Hobbes wurde, wie Tom Sorell bemerkt, »abused by Wallis for his mathematical inadequacies«. Er sollte als Autor des Leviathan desavouiert werden, indem Wallis ihm einen Fehler bei der Verwendung des griechischen Wortes ΣΤΙΓΜΑΙ attestierte. Im ursprünglichen Griechisch steht es für einen Einstich oder ein Brandzeichen, während Hobbes in Wallis’ Augen eigentlich von stigmē hätte sprechen müssen, das einen mathematischen Punkt ohne Dimension bezeichnet. Für Hobbes hingegen waren die Wörter austauschbar. Er konnte sich weder ausdehnungslose Punkte (Marken) vorstellen noch eine Linie ohne Breite. Unter dem Titel Marks of the Absurd Geometry, Rural Language, Scottish Church Politics and Barbarisms of John Wallis antwortete er auf die neuen Vorwürfe, woraufhin Wallis wiederum in lateinischer Sprache mit einem weiteren Wortspiel – Hobbiani Puncti Dispunctio – reagierte.

Während Hobbes mit der Fertigstellung seiner philosophischen Trilogie beschäftigt war, arbeitete Wallis an seiner 1657 veröffentlichten Mathesis Universalis, bevor der Denker des Leviathan 1660 mit Examinatio et Emendatio Mathematicæ Hodiernæ die Auseinandersetzung mit seinem philosophischen Widersacher erneut aufleben ließ. Die dafür gewählte Form des philosophischen Dialogs veranlasste Wallis zur Bemerkung, die Gesprächspartner A und B seien nichts anderes als Thomas und Hobbes, und ihr Dialog lediglich eine Methode, mittels derer »Thomas commends Hobbes, and Hobbes commends Thomas, and both commend Thomas Hobbes as a third person, without being guilty of self-commendation«.
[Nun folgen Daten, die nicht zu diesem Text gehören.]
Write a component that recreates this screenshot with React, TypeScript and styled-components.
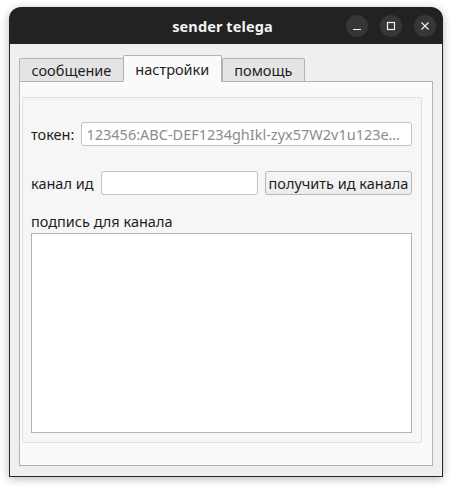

Hobbes schlug 1666 mit De Principiis et Ratiocinatione Geometrarum zurück, um den Stolz der Geometrieprofessoren endgültig zum Erliegen zu bringen. Zu diesem Zeitpunkt, so gestand er, schien er gegen »fast alle Geometriker« zu kämpfen, um nicht ohne Ironie zu ergänzen: »Either I alone am mad, or I alone am not mad; other alternative there is none, unless, perchance, some one may say that we are all mad together.« Wallis wiederum veröffentlichte in den Philosophical Transactions der schon damals überaus renommierten Royal Society seine Animadversions of Dr Wallis, upon Mr Hobbes’s late Book; der Streit nahm kein Ende …

1669 fasste der über 80-jährige Hobbes seine Lösungen zur Quadratur des Kreises und zu zwei berühmten griechischen Geometrieproblemen (Problem der Inhaltsgleichheit von Würfel und Kugel und der Verdopplung des Würfelvolumens) in einer Publikation zusammen, deren Inhalt erneut von Wallis zerpflückt wurde. Wiederum flogen verbal die Fäuste – 1669, 1671 und 1672.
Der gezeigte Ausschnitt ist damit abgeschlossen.